El pasado 5 de diciembre conmemoramos un aniversario luctuoso más (1791) del que, en mi opinión, es el más grande genio de la música universal: Wolfgang Amadeus Mozart. Su vida fue corta, muy corta. Pero su obra, inmensa y diversa.
Apenas vivió 31 años en medio de turbulencias de todo tipo. Paradójicamente, las incidencias que tuvo que enfrentar alimentaron constantemente su mente y espíritu.
Su padre, Leopold, fue un personaje central en la vida de Mozart. También era músico en la corte del arzobispo de Salzburgo (lugar de nacimiento de Wolfgang el 27 de enero de 1756). De los siete hijos que tuvieron Leopold y su esposa Anna María solo dos sobrevivieron: nuestro compositor y su hermana María Anna, también conocida como Nannerl.
Del padre de Mozart se podrán decir y criticar muchas cosas, pero además de ser compositor y maestro (recordar su Sinfonía de los juguetes) debemos reconocer que fue el gran promotor e impulsor de su vástago, ya que veía en él un enorme potencial creativo e interpretativo. Hay quienes piensan que explotaba al niño y lo exponía de más en las cortes europeas. Y si bien es cierto que desde los cuatro años ya tocaba el clavicordio, a los seis el violín y tenía una asombrosa lectura a primera vista (sin dejar a un lado su memoria fotográfica tras escuchar una obra ajena), su padre pensaba que su hijo tenía un don muy especial, obsequiado por el creador.

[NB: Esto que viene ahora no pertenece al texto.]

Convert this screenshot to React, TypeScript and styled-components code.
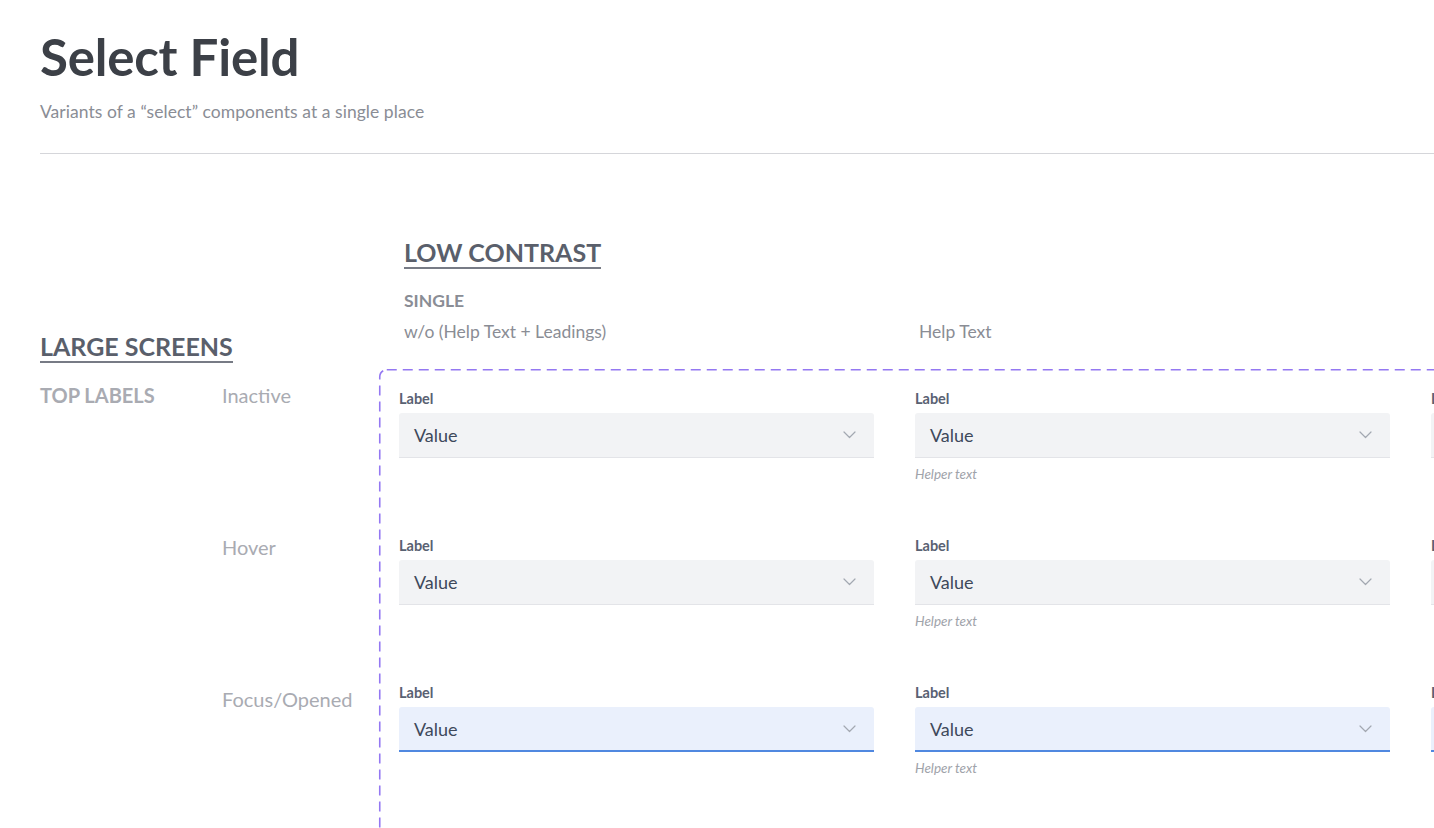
import styled, { createGlobalStyle } from "styled-components";

const GlobalStyle = createGlobalStyle`
  html, body {
    margin: 0;
    padding: 0;
    background: #ffffff;
    overflow: hidden;
  }
  body {
    font-family: Lato, "Open Sans", "Liberation Sans", sans-serif;
  }
`;

type State = "inactive" | "hover" | "focus";

const states: { name: string; state: State }[] = [
  { name: "Inactive", state: "inactive" },
  { name: "Hover", state: "hover" },
  { name: "Focus/Opened", state: "focus" },
];

const Chevron = () => (
  <svg width="13" height="8" viewBox="0 0 13 8" fill="none">
    <polyline
      points="1,1 6.5,6.5 12,1"
      stroke="#a3a8b1"
      strokeWidth="1.2"
      strokeLinecap="round"
      strokeLinejoin="round"
    />
  </svg>
);

const SelectField = ({ state, helper }: { state: State; helper?: boolean }) => (
  <FieldCell>
    <FieldLabel>Label</FieldLabel>
    <FieldBox $focus={state === "focus"}>
      <FieldValue>Value</FieldValue>
      <Chevron />
    </FieldBox>
    {helper && <HelperText>Helper text</HelperText>}
  </FieldCell>
);

const App = () => {
  return (
    <>
      <GlobalStyle />
      <Page>
        <Header>
          <Title>Select Field</Title>
          <Subtitle>Variants of a “select” components at a single place</Subtitle>
        </Header>
        <Divider />
        <Board>
          <SideHead>
            <Underlined>LARGE SCREENS</Underlined>
          </SideHead>
          <MainHead>
            <Underlined>LOW CONTRAST</Underlined>
            <GroupTitle>SINGLE</GroupTitle>
            <VariantRow>
              <VariantName>w/o (Help Text + Leadings)</VariantName>
              <VariantName>Help Text</VariantName>
            </VariantRow>
          </MainHead>
          <Side>
            {states.map((s, i) => (
              <SideRow key={s.name}>
                <GroupLabel>{i === 0 ? "TOP LABELS" : ""}</GroupLabel>
                <StateLabel>{s.name}</StateLabel>
              </SideRow>
            ))}
          </Side>
          <Canvas>
            <DashedOutline>
              <rect x="0.75" y="0.75" rx="7" ry="7" />
            </DashedOutline>
            <FieldGrid>
              {states.map((s) => (
                <FieldRow key={s.name}>
                  <SelectField state={s.state} />
                  <SelectField state={s.state} helper />
                  <SelectField state={s.state} />
                </FieldRow>
              ))}
            </FieldGrid>
          </Canvas>
        </Board>
      </Page>
    </>
  );
};

const Page = styled.div`
  width: 1434px;
  height: 828px;
  overflow: hidden;
  padding-left: 40px;
  box-sizing: border-box;
`;

const Header = styled.div`
  padding-top: 26px;
`;

const Title = styled.h1`
  margin: 0;
  font-size: 51px;
  line-height: 62px;
  font-weight: 700;
  color: #3c4047;
  letter-spacing: -0.2px;
`;

const Subtitle = styled.p`
  margin: 14px 0 0;
  font-size: 17.5px;
  line-height: 20px;
  letter-spacing: 0.05px;
  color: #8a8d95;
`;

const Divider = styled.div`
  margin-top: 31px;
  height: 1px;
  width: 1500px;
  background: #d5d6da;
`;

const Board = styled.div`
  display: grid;
  grid-template-columns: 339px 1fr;
  grid-template-rows: auto 1fr;
  margin-top: 83px;
`;

const SideHead = styled.div`
  align-self: end;
  padding-bottom: 6px;
`;

const MainHead = styled.div`
  padding-left: 25px;
  padding-bottom: 27px;
`;

const Underlined = styled.div`
  display: inline-block;
  font-size: 25px;
  line-height: 30px;
  font-weight: 700;
  color: #5a5f6b;
  border-bottom: 2px solid #777b85;
`;

const GroupTitle = styled.div`
  margin-top: 21px;
  font-size: 17.5px;
  line-height: 21px;
  font-weight: 700;
  color: #8a8d95;
`;

const VariantRow = styled.div`
  display: grid;
  grid-template-columns: 515px 1fr;
  margin-top: 10px;
`;

const VariantName = styled.div`
  font-size: 17.5px;
  line-height: 21px;
  color: #8a8d95;
`;

const Side = styled.div`
  padding-top: 14px;
`;

const SideRow = styled.div`
  display: grid;
  grid-template-columns: 182px 1fr;
  height: 152px;
`;

const GroupLabel = styled.div`
  font-size: 20px;
  line-height: 24px;
  font-weight: 700;
  color: #a9abb2;
`;

const StateLabel = styled.div`
  font-size: 20px;
  line-height: 24px;
  color: #a9abb2;
`;

const Canvas = styled.div`
  position: relative;
  width: 1200px;
  height: 520px;
  padding: 21px 0 0 20px;
  box-sizing: border-box;
`;

const DashedOutline = styled.svg`
  position: absolute;
  inset: 0;
  width: 100%;
  height: 100%;
  overflow: visible;
  pointer-events: none;

  rect {
    width: calc(100% - 1.5px);
    height: calc(100% - 1.5px);
    fill: none;
    stroke: #9478f2;
    stroke-width: 1.6;
    stroke-dasharray: 10 6;
  }
`;

const FieldGrid = styled.div`
  display: flex;
  flex-direction: column;
`;

const FieldRow = styled.div`
  display: grid;
  grid-template-columns: repeat(3, 475px);
  column-gap: 41px;
  height: 147px;
`;

const FieldCell = styled.div`
  display: flex;
  flex-direction: column;
`;

const FieldLabel = styled.div`
  font-size: 14.5px;
  line-height: 17px;
  font-weight: 700;
  color: #596172;
  margin-bottom: 6px;
`;

const FieldBox = styled.div<{ $focus: boolean }>`
  display: flex;
  align-items: center;
  justify-content: space-between;
  height: 45px;
  box-sizing: border-box;
  padding: 0 18px 0 15px;
  border-radius: 3px 3px 0 0;
  background: ${(p) => (p.$focus ? "#eaf0fc" : "#f2f3f5")};
  border-bottom: ${(p) => (p.$focus ? "2px solid #5088e0" : "1px solid #e3e4e8")};
`;

const FieldValue = styled.span`
  font-size: 18px;
  line-height: 22px;
  color: #3e495b;
`;

const HelperText = styled.div`
  margin-top: 8px;
  font-size: 13.5px;
  line-height: 16px;
  font-style: italic;
  color: #a0a3aa;
`;

export default App;
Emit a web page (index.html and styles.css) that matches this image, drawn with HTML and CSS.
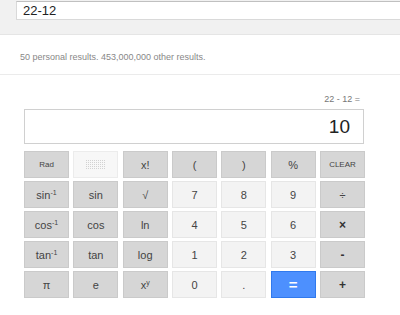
FILE: index.html
```html
<!DOCTYPE html>
<html>
<head>
<meta charset="utf-8">
<link rel="stylesheet" href="styles.css">
</head>
<body>
<div class="header">
  <div class="search">22-12</div>
</div>
<div class="stats">50 personal results. 453,000,000 other results.</div>
<div class="calc">
  <div class="expr">22 - 12 =</div>
  <div class="display">10</div>
  <div class="keys">
    <div class="key dark small">Rad</div>
    <div class="key light deg"><span class="dots"></span></div>
    <div class="key dark">x!</div>
    <div class="key dark">(</div>
    <div class="key dark">)</div>
    <div class="key dark">%</div>
    <div class="key dark small">CLEAR</div>

    <div class="key dark">sin<sup>-1</sup></div>
    <div class="key dark">sin</div>
    <div class="key dark">√</div>
    <div class="key light">7</div>
    <div class="key light">8</div>
    <div class="key light">9</div>
    <div class="key dark">÷</div>

    <div class="key dark">cos<sup>-1</sup></div>
    <div class="key dark">cos</div>
    <div class="key dark">ln</div>
    <div class="key light">4</div>
    <div class="key light">5</div>
    <div class="key light">6</div>
    <div class="key dark bold">×</div>

    <div class="key dark">tan<sup>-1</sup></div>
    <div class="key dark">tan</div>
    <div class="key dark">log</div>
    <div class="key light">1</div>
    <div class="key light">2</div>
    <div class="key light">3</div>
    <div class="key dark bold">-</div>

    <div class="key dark">π</div>
    <div class="key dark">e</div>
    <div class="key dark">x<sup>y</sup></div>
    <div class="key light">0</div>
    <div class="key light">.</div>
    <div class="key blue">=</div>
    <div class="key dark bold">+</div>
  </div>
</div>
</body>
</html>
```
FILE: styles.css
```css
html, body {
  margin: 0;
  padding: 0;
  background: #fff;
  font-family: "Liberation Sans", Arial, sans-serif;
  overflow: hidden;
}
.header {
  background: #f1f1f1;
  border-bottom: 1px solid #e5e5e5;
  padding: 1px 0 0 16px;
  box-sizing: border-box;
  height: 35px;
  overflow: hidden;
}
.search {
  width: 420px;
  height: 19px;
  box-sizing: border-box;
  background: #fff;
  border: 1px solid #d9d9d9;
  border-top-color: #c0c0c0;
  font-size: 13px;
  line-height: 17px;
  padding-left: 6px;
  color: #222;
}
.stats {
  height: 40px;
  box-sizing: border-box;
  padding: 17px 0 0 20px;
  font-size: 9px;
  line-height: 11px;
  color: #888;
  border-bottom: 1px solid #ebebeb;
}
.calc {
  width: 341px;
  margin-left: 24px;
  padding-top: 19px;
}
.expr {
  text-align: right;
  font-size: 9px;
  line-height: 11px;
  color: #777;
  padding-right: 5px;
  margin-bottom: 4px;
}
.display {
  height: 35px;
  box-sizing: border-box;
  border: 1px solid #d0d0d0;
  width: 340px;
  text-align: right;
  font-size: 19px;
  line-height: 33px;
  padding-right: 13px;
  color: #222;
}
.keys {
  margin-top: 7px;
  display: grid;
  grid-template-columns: repeat(7, 1fr);
  grid-auto-rows: 27px;
  column-gap: 4.3px;
  row-gap: 3px;
}
.key {
  box-sizing: border-box;
  display: flex;
  align-items: center;
  justify-content: center;
  font-size: 11px;
  color: #444;
  border: 1px solid transparent;
}
.key sup {
  font-size: 7px;
  line-height: 0;
  position: relative;
  top: -2px;
}
.dark {
  background: #d6d6d6;
  border-color: #cacaca;
}
.light {
  background: #f3f3f3;
  border-color: #e6e6e6;
}
.blue {
  background: #4d90fe;
  border-color: #3079ed;
  color: #fff;
  font-size: 15px;
  font-weight: bold;
}
.small {
  font-size: 8px;
}
.bold {
  font-size: 12px;
  font-weight: bold;
  color: #333;
}
.deg {
  background: #f7f7f7;
  border-color: #ececec;
}
.dots {
  width: 19px;
  height: 9px;
  background-color: #d2d2d2;
  background-image:
    linear-gradient(90deg, transparent 1px, #f7f7f7 1px),
    linear-gradient(180deg, transparent 1px, #f7f7f7 1px);
  background-size: 2px 2px;
}
```
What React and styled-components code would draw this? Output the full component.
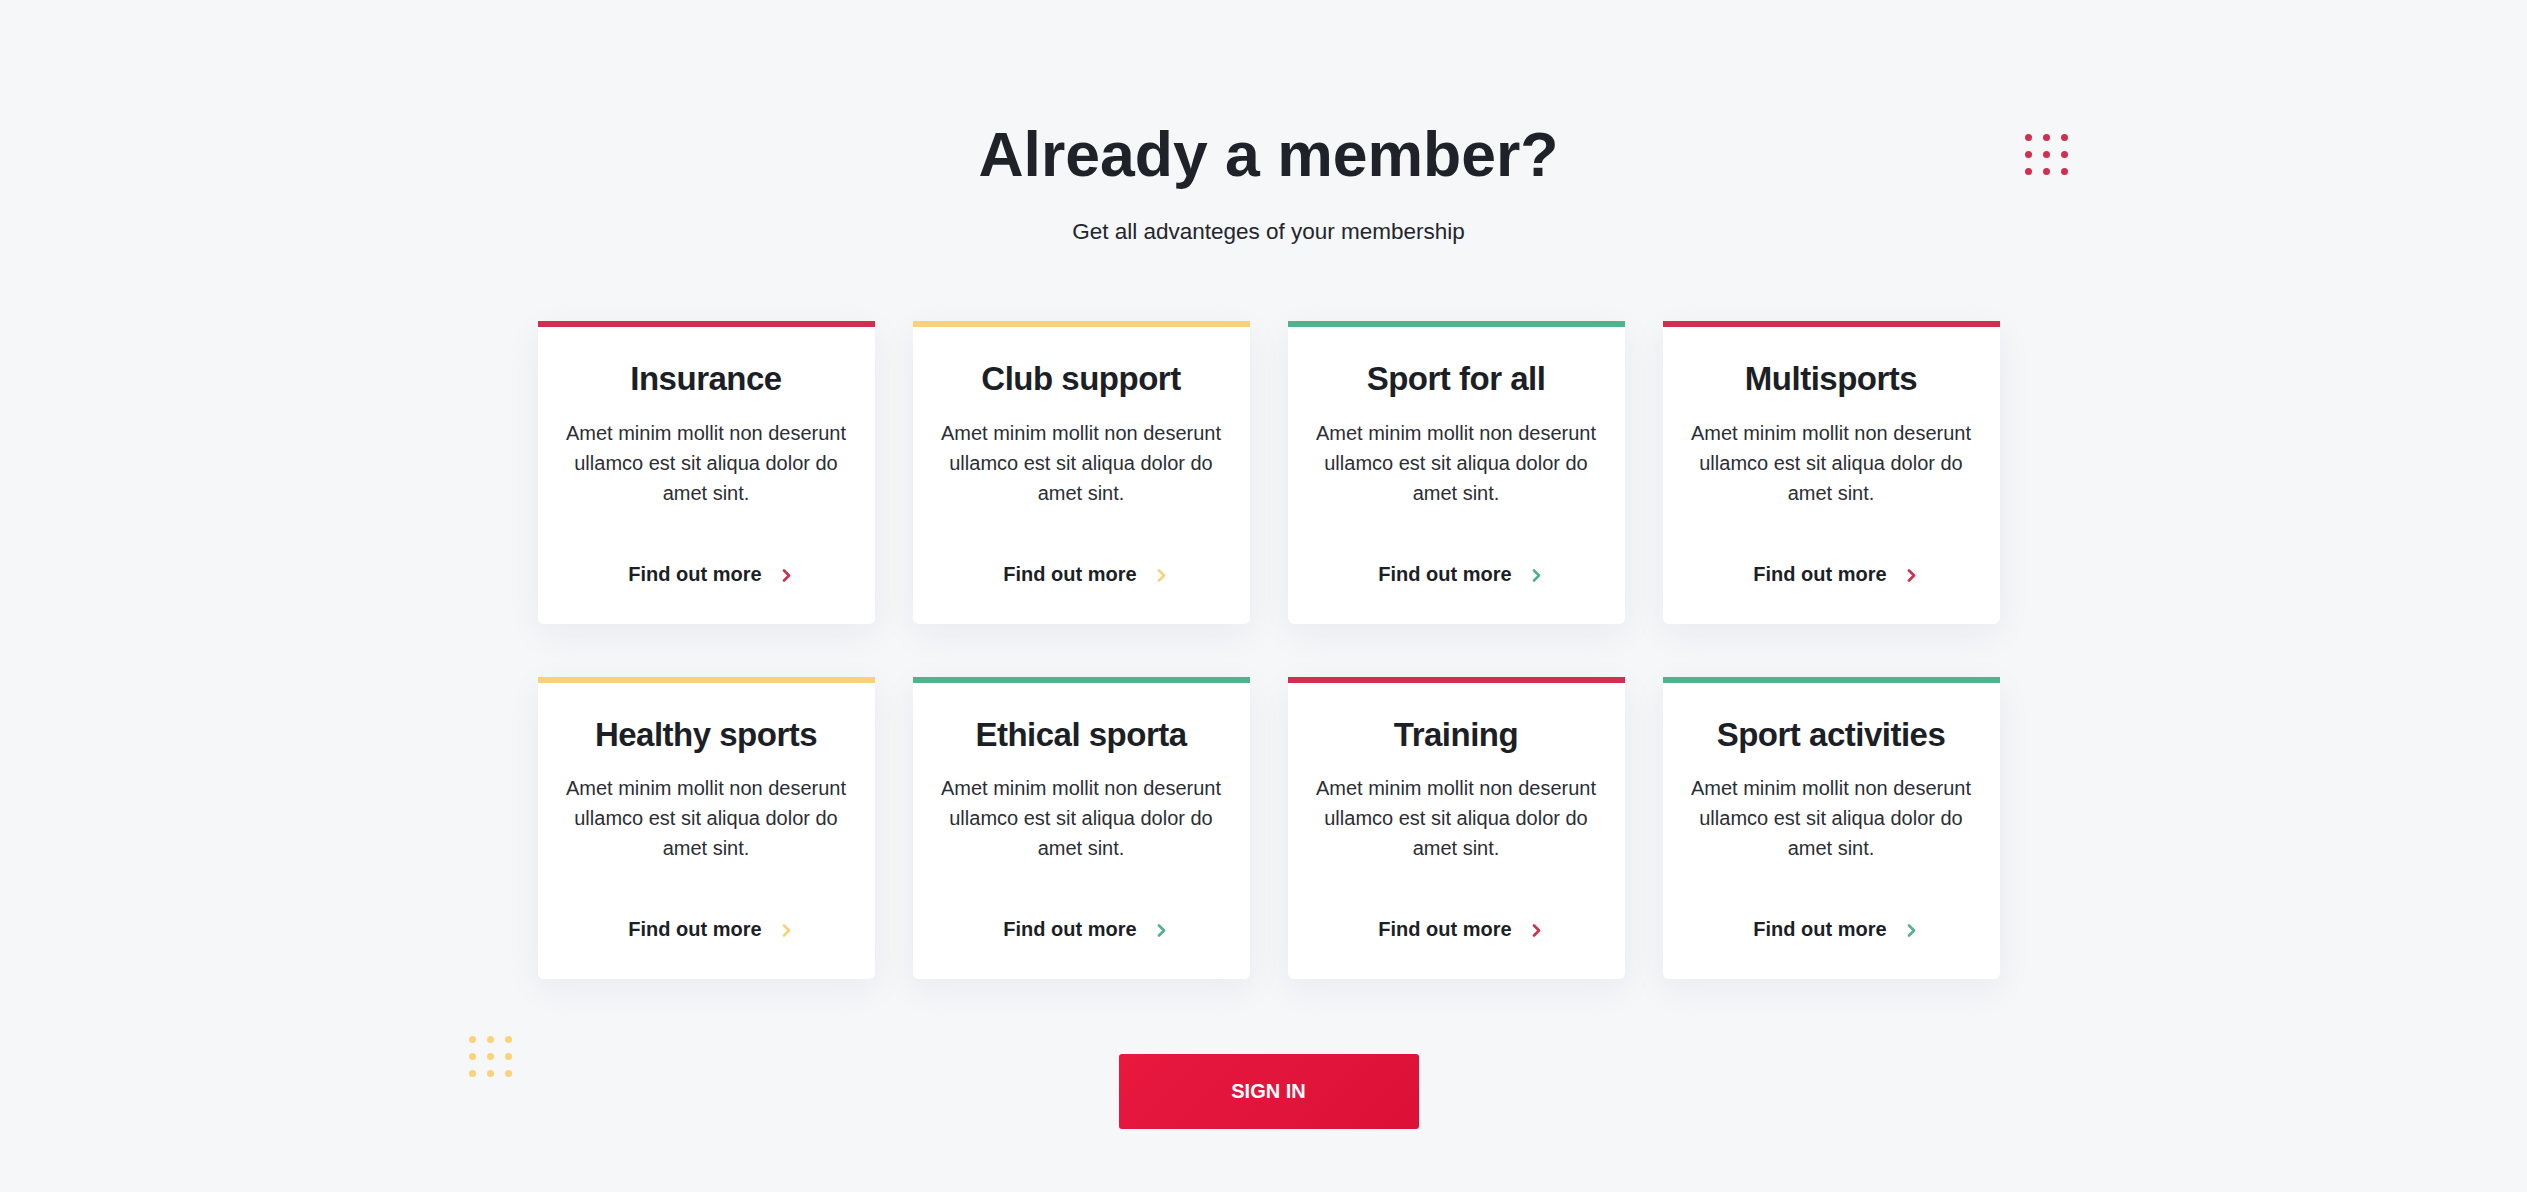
import React from 'react';
import styled, { createGlobalStyle } from 'styled-components';

const GlobalStyle = createGlobalStyle`
  html, body {
    margin: 0;
    padding: 0;
    background: #f6f7f9;
  }
  body {
    font-family: 'Liberation Sans', Arial, sans-serif;
    color: #1e2128;
  }
`;

const ACCENTS = {
  red: '#d02f4f',
  yellow: '#f7d27a',
  green: '#50b38e',
};

const Page = styled.main`
  position: relative;
  min-height: 1192px;
  box-sizing: border-box;
  padding: 117px 0 0 10px;
  display: flex;
  flex-direction: column;
  align-items: center;
  overflow: hidden;
`;

const Title = styled.h1`
  margin: 0;
  font-size: 62.5px;
  line-height: 1.2;
  font-weight: 700;
  color: #1f2229;
`;

const Subtitle = styled.p`
  margin: 27px 0 0;
  font-size: 22.5px;
  line-height: normal;
  color: #23262c;
`;

const Grid = styled.div`
  margin-top: 76px;
  display: grid;
  grid-template-columns: repeat(4, 337px);
  column-gap: 38px;
  row-gap: 53px;
`;

const Card = styled.article`
  background: #fff;
  border-top: 6px solid ${(p) => ACCENTS[p.$accent]};
  border-radius: 0 0 6px 6px;
  box-shadow: 0 10px 36px rgba(30, 40, 60, 0.06);
  padding: 32px 20px 38px;
  text-align: center;
  display: flex;
  flex-direction: column;
  align-items: center;
`;

const CardTitle = styled.h3`
  margin: 0;
  font-size: 33px;
  line-height: 1.2;
  font-weight: 700;
  letter-spacing: -0.5px;
  color: #1c1f26;
`;

const CardText = styled.p`
  margin: 19px 0 55px;
  font-size: 20px;
  line-height: 30px;
  color: #2b2e34;
`;

const MoreLink = styled.a`
  display: inline-flex;
  align-items: center;
  gap: 20px;
  margin-left: 7px;
  font-size: 20px;
  line-height: 23px;
  font-weight: 700;
  color: #1c1f26;
  text-decoration: none;
  cursor: pointer;

  svg {
    margin-top: 2px;
    color: ${(p) => ACCENTS[p.$accent]};
  }
`;

const SignIn = styled.button`
  margin-top: 75px;
  width: 300px;
  height: 75px;
  border: none;
  border-radius: 3px;
  background: linear-gradient(135deg, #e8183f 0%, #dc1138 100%);
  color: #fff;
  font-family: 'Liberation Sans', Arial, sans-serif;
  font-size: 20px;
  font-weight: 700;
  cursor: pointer;
`;

const Dots = styled.div`
  position: absolute;
  top: ${(p) => p.$top}px;
  left: calc(50% + ${(p) => p.$x}px);
  display: grid;
  grid-template-columns: repeat(3, 7px);
  column-gap: 11px;
  row-gap: 10px;

  span {
    width: 7px;
    height: 7px;
    border-radius: 50%;
    background: ${(p) => p.$color};
  }
`;

const Chevron = () => (
  <svg width="9" height="13" viewBox="0 0 9 13" fill="none">
    <path d="M2 1.5 L7 6.5 L2 11.5" stroke="currentColor" strokeWidth="2.6" strokeLinecap="round" strokeLinejoin="round" />
  </svg>
);

const DotGrid = (props) => (
  <Dots {...props}>
    {Array.from({ length: 9 }).map((_, i) => (
      <span key={i} />
    ))}
  </Dots>
);

const cards = [
  { title: 'Insurance', accent: 'red' },
  { title: 'Club support', accent: 'yellow' },
  { title: 'Sport for all', accent: 'green' },
  { title: 'Multisports', accent: 'red' },
  { title: 'Healthy sports', accent: 'yellow' },
  { title: 'Ethical sporta', accent: 'green' },
  { title: 'Training', accent: 'red' },
  { title: 'Sport activities', accent: 'green' },
];

const App = () => {
  return (
    <>
      <GlobalStyle />
      <Page>
        <DotGrid $top={134} $x={761} $color="#d02f4f" />
        <DotGrid $top={1036} $x={-795} $color="#fbd27a" />

        <Title>Already a member?</Title>
        <Subtitle>Get all advanteges of your membership</Subtitle>

        <Grid>
          {cards.map((c) => (
            <Card key={c.title} $accent={c.accent}>
              <CardTitle>{c.title}</CardTitle>
              <CardText>
                Amet minim mollit non deserunt
                <br />
                ullamco est sit aliqua dolor do
                <br />
                amet sint.
              </CardText>
              <MoreLink $accent={c.accent}>
                Find out more <Chevron />
              </MoreLink>
            </Card>
          ))}
        </Grid>

        <SignIn>SIGN IN</SignIn>
      </Page>
    </>
  );
};

export default App;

No hay que dejar de lado que el único profesor que tuvo Wolfgang fue precisamente su padre. Quizá la película Amadeus (escrita por Peter Shaffer y dirigida por Milos Forman) exagera en la actitud infantil de Mozart a lo largo de su existencia. Pero en definitiva sí debemos confirmar que, como decía Barrington, Wolfgang era un niño y no un enano adulto. En el mismo filme que se comenta destaca la tesis de que nuestro compositor habría muerto a causa de envenenamiento provocado por Antonio Salieri, amigo y colega de Mozart y —teóricamente— muy celoso del enorme éxito del genio de Salzburgo.
Últimos meses
Nadie puede negar que Mozart fue un niño, joven y adulto frágil. Enfermaba constantemente y, como nos enseña el doctor Adolfo Martínez Palomo, la apariencia de Wolfgang era “de baja estatura (1.52 m), complexión delgada, pálido, con numerosas cicatrices de viruela en la cara, pelo castaño claro, nariz prominente, ojos de intenso color azul con exoftalmos moderado”.
“La muerte lo encontró inspirado”.
Su temprana muerte llega, como se dijo, a los 31, siendo que la edad promedio de vida en Viena por aquellos años era de 51 años. Tiene razón en afirmar Martínez Palomo que “nunca sabremos a ciencia cierta la naturaleza de la enfermedad mortal del compositor”.
Pero sí sabemos que la muerte lo encontró inspirado escribiendo diversas obras a la vez. En aquellos últimos meses de 1791 terminaba dos grandes óperas: La flauta mágica y La clemenza di Tito; trabajaba en el Concierto para clarinete en La Mayor; en las últimas sinfonías (40 y 41); y, destacadamente, en el Réquiem. Esta obra le fue encargada por un misterioso personaje vestido de negro que pidió que guardase en secreto la encomienda sin conocer la identidad de quien la formulaba. En esos tiempos se usaba que se encargase determinada obra a un compositor, pero sin firma, a fin de que el mandante pudiese imprimir su propio sello y ostentarse como autor de la misma.
Mozart dejó inconcluso su Réquiem. Llegó hasta el Lacrimosa y la tarea fue terminada por su discípulo, Franz Xaver Süssmayr, a partir de los apuntes del maestro.
El legado para la humanidad de Wolfgang Amadeus Mozart es enorme y será eterno. Que la vida nunca nos arrebate la capacidad de asombro frente a tanta virtud y belleza.